10.  This is much easier.  Modify your program so that if the second number
	is greater than 1000, it also prints "and I would like that in pesos."

	You should output:

	1 1
	2 2
	3 6
	4 24
	5 120
	6 720
	7 5040 and I would like that in pesos.
	8 40320 and I would like that in pesos.
	9 362880 and I would like that in pesos.
	10 3628800 and I would like that in pesos.

11.  It seems that proper timing requires me to have you do 12 things instead of just 10.
	
	You can print parts of a string using the "substr" function.

	Try print all the substrings of "hello".

	Here is a program to print all the prefixes:

	BEGIN {
	  for (i=1; i<=length("hello"); i=i+1) print substr("hello",1,i)
	}

	But that doesn't include "ell" which is also a substring.

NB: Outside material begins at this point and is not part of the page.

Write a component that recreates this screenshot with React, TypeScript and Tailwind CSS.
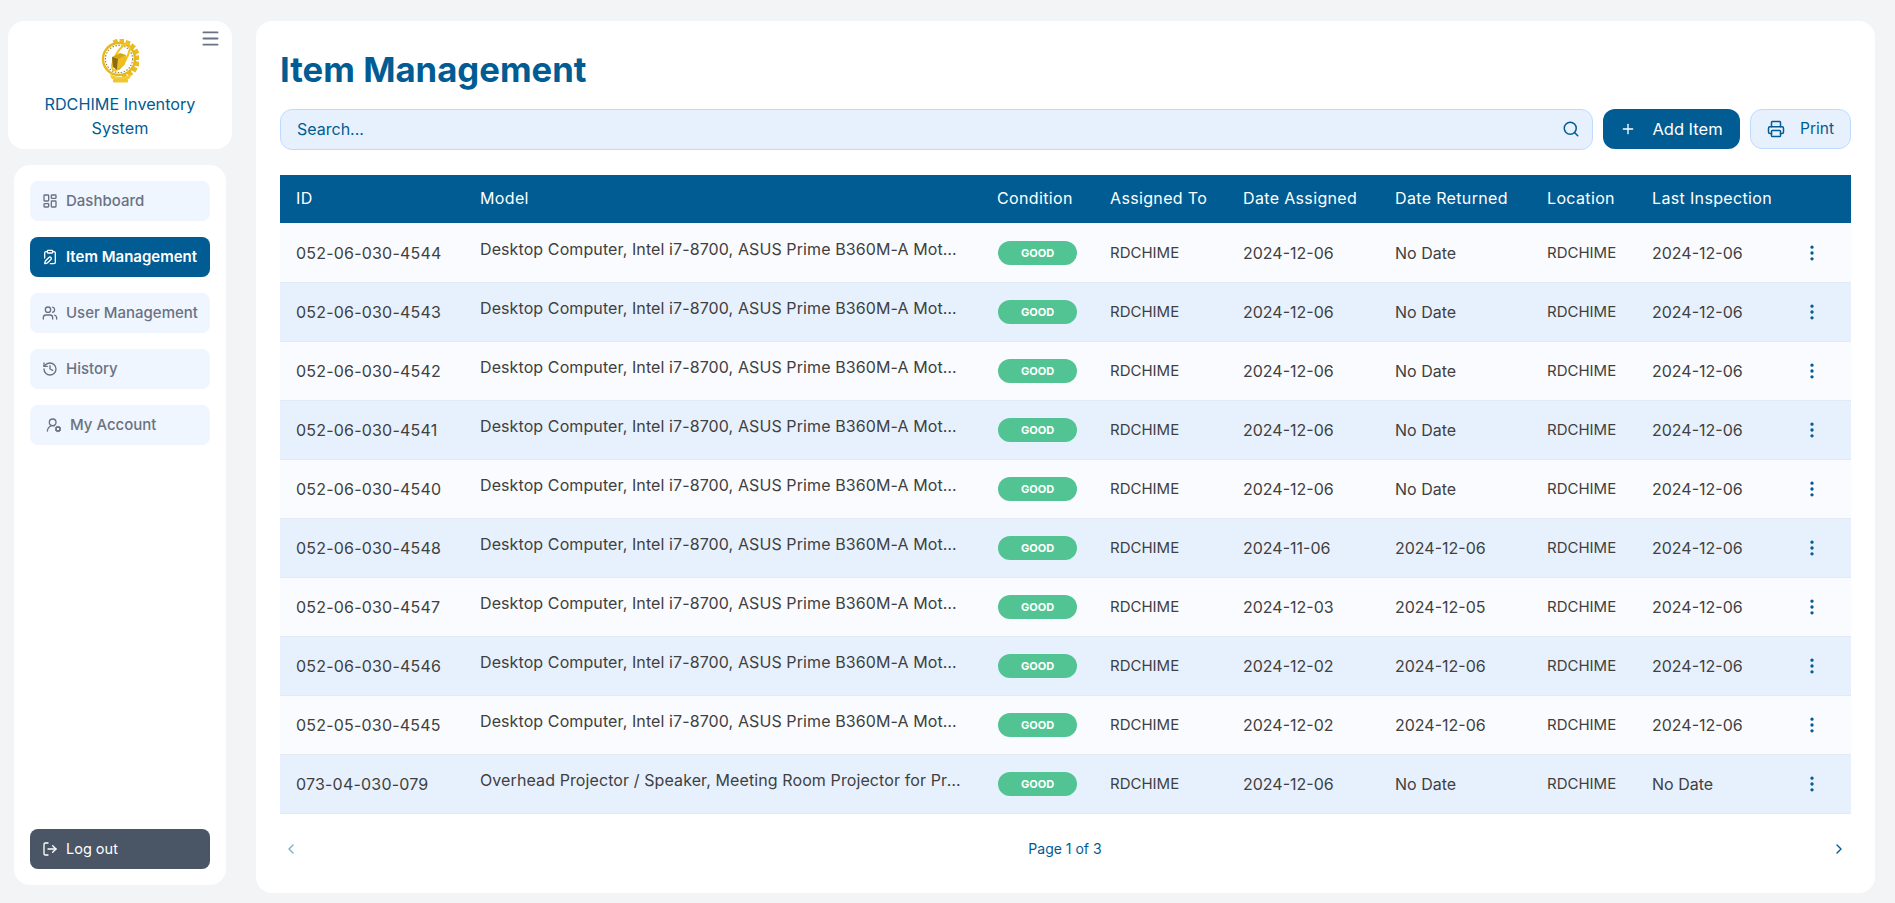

	You'll need a DOUBLE loop:

	BEGIN {
	  for (i=1; i<=5; i=i+1) {
	    for (j=1; j<=5; j=j+1) {
	      print substr("hello",i,j)
	    }
	  }
	}

	Except this prints several of the suffixes too many times.
	It prints substr("hello",5,1) and substr("hello",5,2),
	but since there is no substring starting in position 5, and
	having length 2, it just prints "o" a second time.

	Can you fix the j loop so that it doesn't print redundant stuff?

	Sure you can.

12.  Put some new text in the right hand side.

	Name ten people, and say something about them in a sentence.

	For example, "I like Sahil Kumar because he is so gd pleasant."

	We are going to print all the capitalized words in each line:

	{
	  for (i=1; i<=100; i=i+1) {
	    if (substr($i,1,1)=="A") print $i
	    if (substr($i,1,1)=="B") print $i
	    ...
	    if (substr($i,1,1)=="Z") print $i
	  }
	}

	Sorry, but you have to fix it so it works.

	Ok, there is this thing called a "regular expression test"
	which is just a pattern match.  You can say:

	if (substr($i,1,1) ~ /[A-Z]/) print $i

	which will test for any capital letter!

	Fix your program so that it just has one conditional in the body of
	the loop.

	In fact, regular expressions (regexps) are really powerful.

	Try just 

	if ($i ~ /^[A-Z]/) print $i

	which says that the upper case letter has to be at the beginning
	of the word.


That's it!  You learned an awful lot in this lab, I think.